Ebenso wenig kann die Spielwelt begeistern. Zwar sind alle Grafiken gestochen scharf und überzeugen ebenfalls mit ihrem Comiclook, doch der Aufbau der Spielwelt ist als repetitiv einzustufen und bietet innerhalb der auf über ein dutzend Stunden angelegten Kampagne viel zu wenig Abwechslung. Der Soundtrack des Spiels passt hingegen gut zur klaustrophobischen Atmosphäre, bietet hier auf Dauer aber ebenso wenig Abwechslung. Wer sich trotzdem auf den Titel einlässt, wird immerhin mit freischaltbaren Fähigkeiten und jeder Menge Action gut motiviert.
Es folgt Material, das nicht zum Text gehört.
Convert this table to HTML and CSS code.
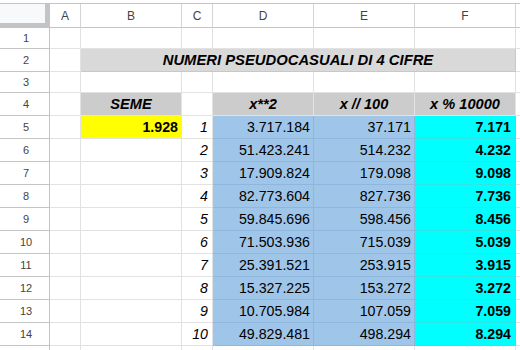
FILE: index.html
```html
<!DOCTYPE html>
<html lang="it">
<head>
    <meta charset="UTF-8">
    <meta name="viewport" content="width=device-width, initial-scale=1.0">
    <title>Numeri pseudocasuali</title>
    <link rel="stylesheet" href="styles.css">
</head>
<body>
    <div class="sheet">
        <!-- column headers -->
        <div class="corner"><div class="corner-box"></div></div>
        <div class="col-head">A</div>
        <div class="col-head">B</div>
        <div class="col-head">C</div>
        <div class="col-head">D</div>
        <div class="col-head">E</div>
        <div class="col-head">F</div>
        <div class="col-head"></div>

        <!-- row 1 -->
        <div class="row-head">1</div>
        <div class="cell"></div><div class="cell"></div><div class="cell"></div>
        <div class="cell"></div><div class="cell"></div><div class="cell"></div><div class="cell"></div>

        <!-- row 2 -->
        <div class="row-head">2</div>
        <div class="cell"></div>
        <div class="cell title">NUMERI PSEUDOCASUALI DI 4 CIFRE</div>
        <div class="cell"></div>

        <!-- row 3 -->
        <div class="row-head">3</div>
        <div class="cell"></div><div class="cell"></div><div class="cell"></div>
        <div class="cell"></div><div class="cell"></div><div class="cell"></div><div class="cell"></div>

        <!-- row 4 -->
        <div class="row-head">4</div>
        <div class="cell"></div>
        <div class="cell head">SEME</div>
        <div class="cell"></div>
        <div class="cell head">x**2</div>
        <div class="cell head">x // 100</div>
        <div class="cell head">x % 10000</div>
        <div class="cell"></div>

        <div class="row-head">5</div>
        <div class="cell"></div><div class="cell seed">1.928</div><div class="cell idx">1</div>
        <div class="cell blue">3.717.184</div><div class="cell blue">37.171</div><div class="cell cyan">7.171</div><div class="cell"></div>

        <div class="row-head">6</div>
        <div class="cell"></div><div class="cell"></div><div class="cell idx">2</div>
        <div class="cell blue">51.423.241</div><div class="cell blue">514.232</div><div class="cell cyan">4.232</div><div class="cell"></div>

        <div class="row-head">7</div>
        <div class="cell"></div><div class="cell"></div><div class="cell idx">3</div>
        <div class="cell blue">17.909.824</div><div class="cell blue">179.098</div><div class="cell cyan">9.098</div><div class="cell"></div>

        <div class="row-head">8</div>
        <div class="cell"></div><div class="cell"></div><div class="cell idx">4</div>
        <div class="cell blue">82.773.604</div><div class="cell blue">827.736</div><div class="cell cyan">7.736</div><div class="cell"></div>

        <div class="row-head">9</div>
        <div class="cell"></div><div class="cell"></div><div class="cell idx">5</div>
        <div class="cell blue">59.845.696</div><div class="cell blue">598.456</div><div class="cell cyan">8.456</div><div class="cell"></div>

        <div class="row-head">10</div>
        <div class="cell"></div><div class="cell"></div><div class="cell idx">6</div>
        <div class="cell blue">71.503.936</div><div class="cell blue">715.039</div><div class="cell cyan">5.039</div><div class="cell"></div>

        <div class="row-head">11</div>
        <div class="cell"></div><div class="cell"></div><div class="cell idx">7</div>
        <div class="cell blue">25.391.521</div><div class="cell blue">253.915</div><div class="cell cyan">3.915</div><div class="cell"></div>

        <div class="row-head">12</div>
        <div class="cell"></div><div class="cell"></div><div class="cell idx">8</div>
        <div class="cell blue">15.327.225</div><div class="cell blue">153.272</div><div class="cell cyan">3.272</div><div class="cell"></div>

        <div class="row-head">13</div>
        <div class="cell"></div><div class="cell"></div><div class="cell idx">9</div>
        <div class="cell blue">10.705.984</div><div class="cell blue">107.059</div><div class="cell cyan">7.059</div><div class="cell"></div>

        <div class="row-head">14</div>
        <div class="cell"></div><div class="cell"></div><div class="cell idx">10</div>
        <div class="cell blue">49.829.481</div><div class="cell blue">498.294</div><div class="cell cyan">8.294</div><div class="cell"></div>

        <div class="row-head"></div>
        <div class="cell"></div><div class="cell"></div><div class="cell"></div>
        <div class="cell"></div><div class="cell"></div><div class="cell"></div><div class="cell"></div>
    </div>
</body>
</html>
```
FILE: styles.css
```css
html, body {
    margin: 0;
    height: 100%;
    overflow: hidden;
    background: #fff;
}
body {
    font-family: "Liberation Sans", Arial, sans-serif;
    color: #000;
}
.sheet {
    margin-top: 3px;
    border-top: 1px solid #c4c4c4;
    display: grid;
    grid-template-columns: 50px 31px 101px 31px 101px 101px 101px 1fr;
    grid-template-rows: 24px 21px 23px 21px repeat(12, 23px);
}
.corner {
    background: #c4c4c4;
}
.corner-box {
    width: 45px;
    height: 19px;
    background: #f8f9fa;
}
.col-head {
    box-sizing: border-box;
    border-right: 1px solid #d4d4d4;
    border-bottom: 1px solid #c4c4c4;
    display: flex;
    align-items: center;
    justify-content: center;
    font-size: 12px;
    color: #444;
}
.row-head {
    box-sizing: border-box;
    border-right: 1px solid #c4c4c4;
    border-bottom: 1px solid #c4c4c4;
    display: flex;
    align-items: center;
    justify-content: center;
    padding-left: 3px;
    font-size: 11px;
    color: #444;
}
.cell {
    box-sizing: border-box;
    border-right: 1px solid #e2e2e2;
    border-bottom: 1px solid #e2e2e2;
    display: flex;
    align-items: flex-end;
    justify-content: flex-end;
    padding: 0 3px 3px 3px;
    font-size: 14.2px;
    line-height: 16px;
    white-space: nowrap;
    overflow: hidden;
}
.title {
    grid-column: 3 / 8;
    justify-content: center;
    background: #d9d9d9;
    border-color: #c8c8c8;
    font-weight: bold;
    font-style: italic;
    font-size: 14.8px;
}
.head {
    justify-content: center;
    background: #cccccc;
    border-color: #e4e4e4;
    font-weight: bold;
    font-style: italic;
    font-size: 14.6px;
}
.seed {
    background: #ffff00;
    font-weight: bold;
}
.idx {
    font-style: italic;
    padding-right: 4px;
}
.blue {
    background: #9fc5e8;
    border-color: #8fb6dc;
}
.cyan {
    background: #00ffff;
    border-color: #2ee6e6;
    font-weight: bold;
    padding-right: 4px;
}
```
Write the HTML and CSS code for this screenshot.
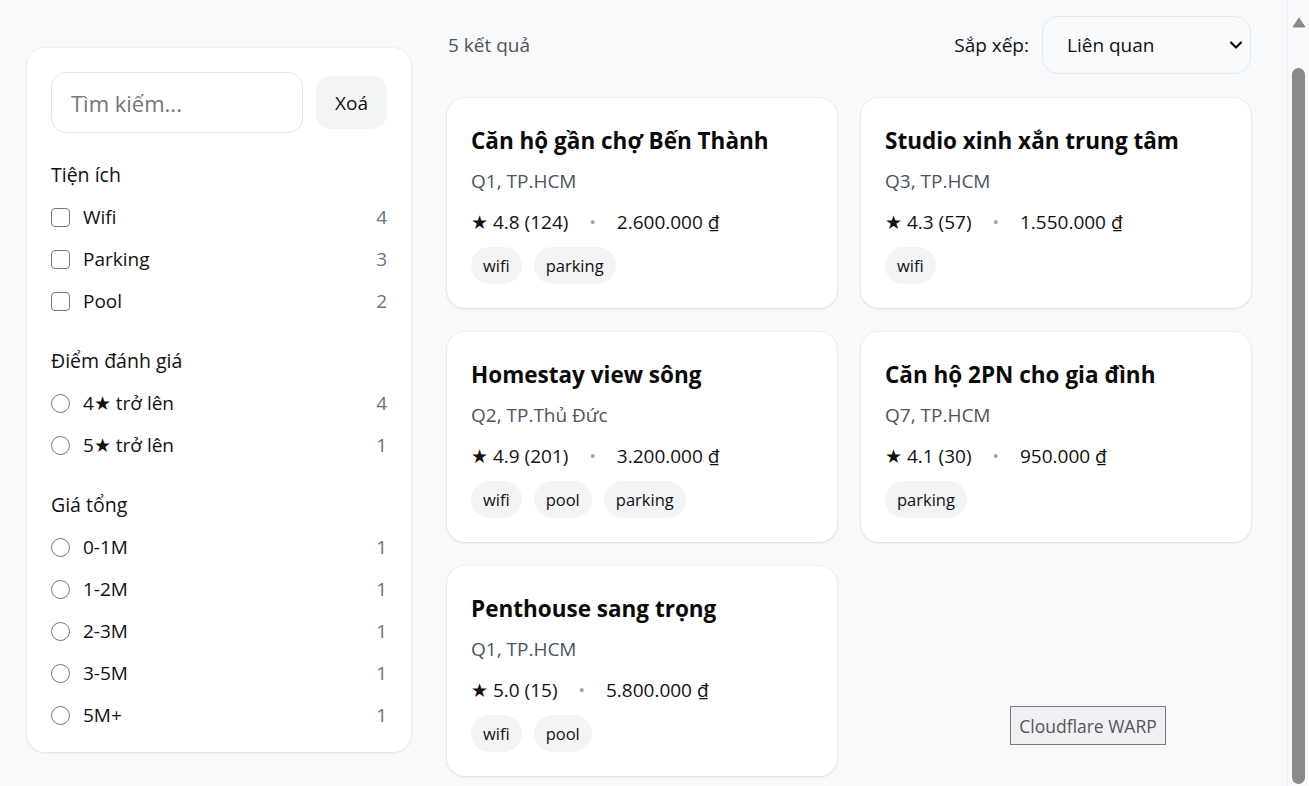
FILE: index.html
```html
<!DOCTYPE html>
<html lang="vi">
<head>
<meta charset="utf-8">
<title>Tìm chỗ ở</title>
<link rel="stylesheet" href="styles.css">
</head>
<body>
<div class="page">
  <aside class="sidebar">
    <div class="search-row">
      <input class="search" type="text" placeholder="Tìm kiếm...">
      <button class="clear">Xoá</button>
    </div>
    <section class="group">
      <h3 class="group-title">Tiện ích</h3>
      <label class="opt"><span class="box"></span><span class="opt-label">Wifi</span><span class="count">4</span></label>
      <label class="opt"><span class="box"></span><span class="opt-label">Parking</span><span class="count">3</span></label>
      <label class="opt"><span class="box"></span><span class="opt-label">Pool</span><span class="count">2</span></label>
    </section>
    <section class="group">
      <h3 class="group-title">Điểm đánh giá</h3>
      <label class="opt"><span class="radio"></span><span class="opt-label">4★ trở lên</span><span class="count">4</span></label>
      <label class="opt"><span class="radio"></span><span class="opt-label">5★ trở lên</span><span class="count">1</span></label>
    </section>
    <section class="group">
      <h3 class="group-title">Giá tổng</h3>
      <label class="opt"><span class="radio"></span><span class="opt-label">0-1M</span><span class="count">1</span></label>
      <label class="opt"><span class="radio"></span><span class="opt-label">1-2M</span><span class="count">1</span></label>
      <label class="opt"><span class="radio"></span><span class="opt-label">2-3M</span><span class="count">1</span></label>
      <label class="opt"><span class="radio"></span><span class="opt-label">3-5M</span><span class="count">1</span></label>
      <label class="opt"><span class="radio"></span><span class="opt-label">5M+</span><span class="count">1</span></label>
    </section>
  </aside>

  <main class="main">
    <div class="toolbar">
      <span class="result-count">5 kết quả</span>
      <div class="sort">
        <span class="sort-label">Sắp xếp:</span>
        <div class="select">
          <span>Liên quan</span>
          <svg class="chev" width="14" height="10" viewBox="0 0 14 10"><path d="M2 2.5 L7 7.5 L12 2.5" fill="none" stroke="#111" stroke-width="2.2" stroke-linecap="round" stroke-linejoin="round"/></svg>
        </div>
      </div>
    </div>

    <div class="grid">
      <article class="card">
        <h2 class="title">Căn hộ gần chợ Bến Thành</h2>
        <div class="loc">Q1, TP.HCM</div>
        <div class="meta"><span>★ 4.8 (124)</span><span class="dot">•</span><span>2.600.000 ₫</span></div>
        <div class="tags"><span class="tag">wifi</span><span class="tag">parking</span></div>
      </article>
      <article class="card">
        <h2 class="title">Studio xinh xắn trung tâm</h2>
        <div class="loc">Q3, TP.HCM</div>
        <div class="meta"><span>★ 4.3 (57)</span><span class="dot">•</span><span>1.550.000 ₫</span></div>
        <div class="tags"><span class="tag">wifi</span></div>
      </article>
      <article class="card">
        <h2 class="title">Homestay view sông</h2>
        <div class="loc">Q2, TP.Thủ Đức</div>
        <div class="meta"><span>★ 4.9 (201)</span><span class="dot">•</span><span>3.200.000 ₫</span></div>
        <div class="tags"><span class="tag">wifi</span><span class="tag">pool</span><span class="tag">parking</span></div>
      </article>
      <article class="card">
        <h2 class="title">Căn hộ 2PN cho gia đình</h2>
        <div class="loc">Q7, TP.HCM</div>
        <div class="meta"><span>★ 4.1 (30)</span><span class="dot">•</span><span>950.000 ₫</span></div>
        <div class="tags"><span class="tag">parking</span></div>
      </article>
      <article class="card">
        <h2 class="title">Penthouse sang trọng</h2>
        <div class="loc">Q1, TP.HCM</div>
        <div class="meta"><span>★ 5.0 (15)</span><span class="dot">•</span><span>5.800.000 ₫</span></div>
        <div class="tags"><span class="tag">wifi</span><span class="tag">pool</span></div>
      </article>
    </div>
  </main>
</div>
<div class="warp">Cloudflare WARP</div>
<div class="fake-scrollbar" aria-hidden="true">
  <svg class="scroll-arrow" width="14" height="11" viewBox="0 0 14 11"><path d="M7 1 L13 10 L1 10 Z" fill="#8a8a8a" stroke="#8a8a8a" stroke-width="1" stroke-linejoin="round"/></svg>
  <div class="scroll-thumb"></div>
</div>
</body>
</html>
```

FILE: styles.css
```css
body {
  margin: 0;
  background: #f8f9fb;
  font-family: "Open Sans", "Noto Sans", sans-serif;
  font-size: 19px;
  color: #111;
}
.page {
  display: grid;
  grid-template-columns: 384px 804px;
  column-gap: 36px;
  align-items: start;
  padding: 16px 0 24px 27px;
}
.sidebar {
  margin-top: 32px;
  background: #fff;
  border-radius: 18px;
  box-shadow: 0 1px 3px rgba(15, 23, 42, 0.08), 0 0 0 1px rgba(15, 23, 42, 0.03);
  padding: 24px 24px 23px;
}
.search-row {
  display: flex;
  align-items: center;
  gap: 13px;
  margin-bottom: 28px;
}
.search {
  width: 252px;
  height: 61px;
  box-sizing: border-box;
  border: 1px solid #e2e8f0;
  border-radius: 15px;
  padding: 0 19px;
  font: inherit;
  font-size: 22px;
  color: #111;
  outline: none;
  background: #fff;
}
.search::placeholder {
  color: #757575;
}
.clear {
  width: 71px;
  height: 53px;
  border: none;
  border-radius: 15px;
  background: #f3f4f6;
  font: inherit;
  font-size: 19px;
  color: #111;
  padding: 0;
}
.group {
  display: flex;
  flex-direction: column;
  gap: 14px;
}
.group + .group {
  margin-top: 32px;
}
.group-title {
  margin: 0;
  font-size: 19.5px;
  font-weight: 400;
  line-height: 28px;
}
.opt {
  display: flex;
  align-items: center;
  height: 28px;
}
.box,
.radio {
  width: 19px;
  height: 19px;
  box-sizing: border-box;
  border: 1.6px solid #767676;
  margin-right: 13px;
  flex: none;
}
.box {
  border-radius: 4px;
}
.radio {
  border-radius: 50%;
}
.opt-label {
  flex: 1;
}
.count {
  color: #6b7280;
}
.main {
  display: flex;
  flex-direction: column;
  gap: 24px;
}
.toolbar {
  display: flex;
  align-items: center;
  justify-content: space-between;
  height: 58px;
}
.result-count {
  color: #4b5563;
  padding-left: 1px;
}
.sort {
  display: flex;
  align-items: center;
  gap: 13px;
}
.select {
  width: 209px;
  height: 58px;
  box-sizing: border-box;
  border: 1px solid #e2e8f0;
  border-radius: 16px;
  background: #f8fafc;
  display: flex;
  align-items: center;
  justify-content: space-between;
  padding: 0 7px 0 24px;
}
.grid {
  display: grid;
  grid-template-columns: 390px 390px;
  gap: 24px;
}
.card {
  background: #fff;
  border-radius: 18px;
  box-shadow: 0 1px 3px rgba(15, 23, 42, 0.1), 0 0 0 1px rgba(15, 23, 42, 0.03);
  padding: 24px;
  height: 210px;
  box-sizing: border-box;
}
.title {
  margin: 0;
  font-size: 22.5px;
  font-weight: 700;
  line-height: 38px;
  color: #0a0a0a;
}
.loc {
  margin-top: 6px;
  color: #4b5563;
  line-height: 30px;
}
.meta {
  margin-top: 11px;
  line-height: 30px;
  display: flex;
  gap: 21px;
  align-items: center;
}
.dot {
  color: #9ca3af;
  font-size: 17px;
}
.tags {
  margin-top: 10px;
  display: flex;
  gap: 12px;
}
.tag {
  background: #f3f4f6;
  border-radius: 999px;
  height: 37px;
  line-height: 37px;
  padding: 0 12px;
  font-size: 16.5px;
}
.warp {
  position: fixed;
  left: 1010px;
  top: 706px;
  width: 156px;
  height: 39px;
  box-sizing: border-box;
  border: 1px solid #7a7a7a;
  background: #f0f1f5;
  color: #555;
  font-size: 17.5px;
  display: flex;
  align-items: center;
  justify-content: center;
}
.fake-scrollbar {
  position: fixed;
  top: 0;
  right: 0;
  bottom: 0;
  width: 21px;
  background: #f8f9fb;
  border-left: 1px solid #eef0f3;
}
.scroll-arrow {
  position: absolute;
  left: 4px;
  top: 17px;
}
.scroll-thumb {
  position: absolute;
  left: 4px;
  width: 13px;
  top: 68px;
  bottom: 2px;
  background: #8a8a8a;
  border-radius: 7px;
}
```
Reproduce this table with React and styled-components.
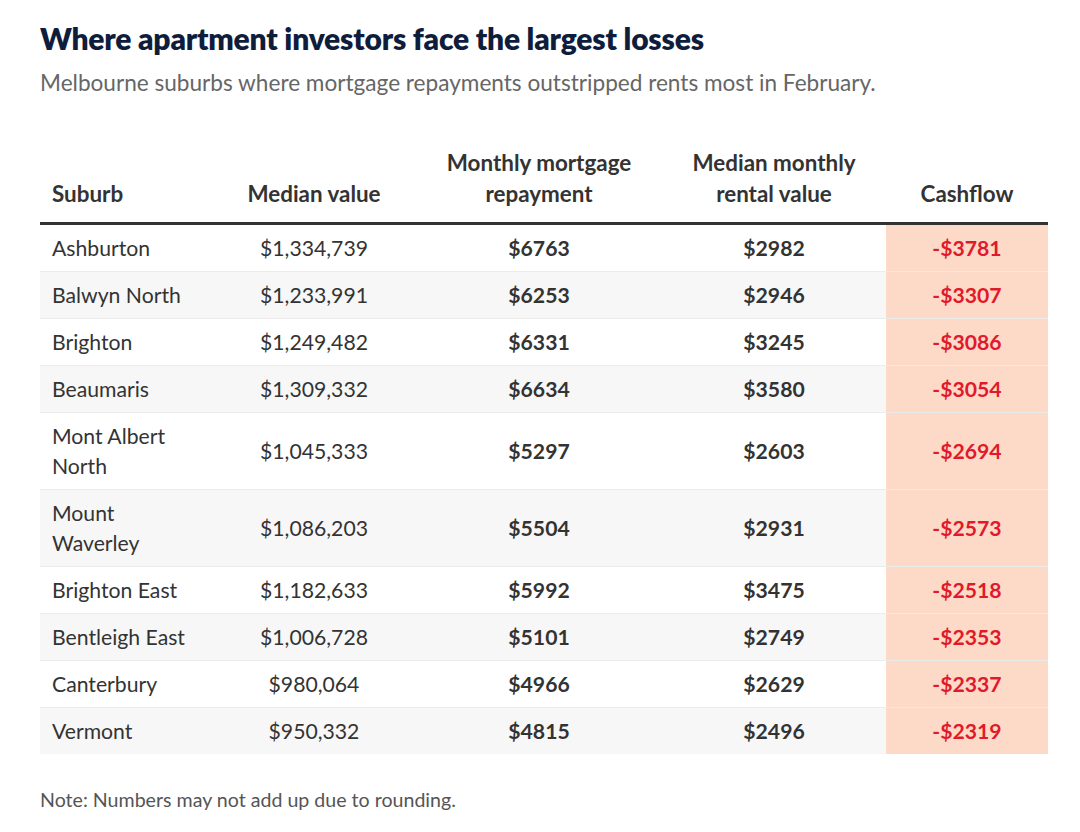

Geschrieben von Eric Ebelt
Fazit:
Ghost 1.0 kann vor allem mit seiner dystopischen Zukunftsvision überzeugen, die nicht selten an Filme wie Blade Runner erinnert. Die düstere Atmosphäre spiegelt sich wunderbar in der interessant erzählten Handlung, den ansehnlich animierten Zwischensequenzen, der klaustrophischen Spielwelt und dem elektrisierenden Soundtrack wieder. Allerdings gelingt es dem Spiel auf Dauer nicht, diese Fassade aufrechtzuerhalten. Spätestens nach zwei bis drei Stunden Spielzeit können die Defizite nicht mehr geleugnet werden. Es fehlt der Spielwelt an Abwechslung, was vor allem an der eher starren Gestaltungsweise der Raumstation zu erkennen ist. Es gibt zwar durchaus andere Thematiken wie Laser-Strahlen oder Fließbänder, die versuchen, einzelne Abschnitte voneinander abzutrennen, doch ist das einfach zu wenig. Ebenso unschön, aber nicht ganz so ärgerlich, ist die Steuerung. Während das Zielen mit Maus und Tastatur – wie so oft auch – intuitiver funktionieren würde, ist es per Controller einfach ein Graus. Wer über diese mehr oder weniger großen Defizite hinwegsehen mag, kommt dennoch in den Genuss eines guten, unterhaltsamen und sogar motivierenden Spiels mit reichlich Action!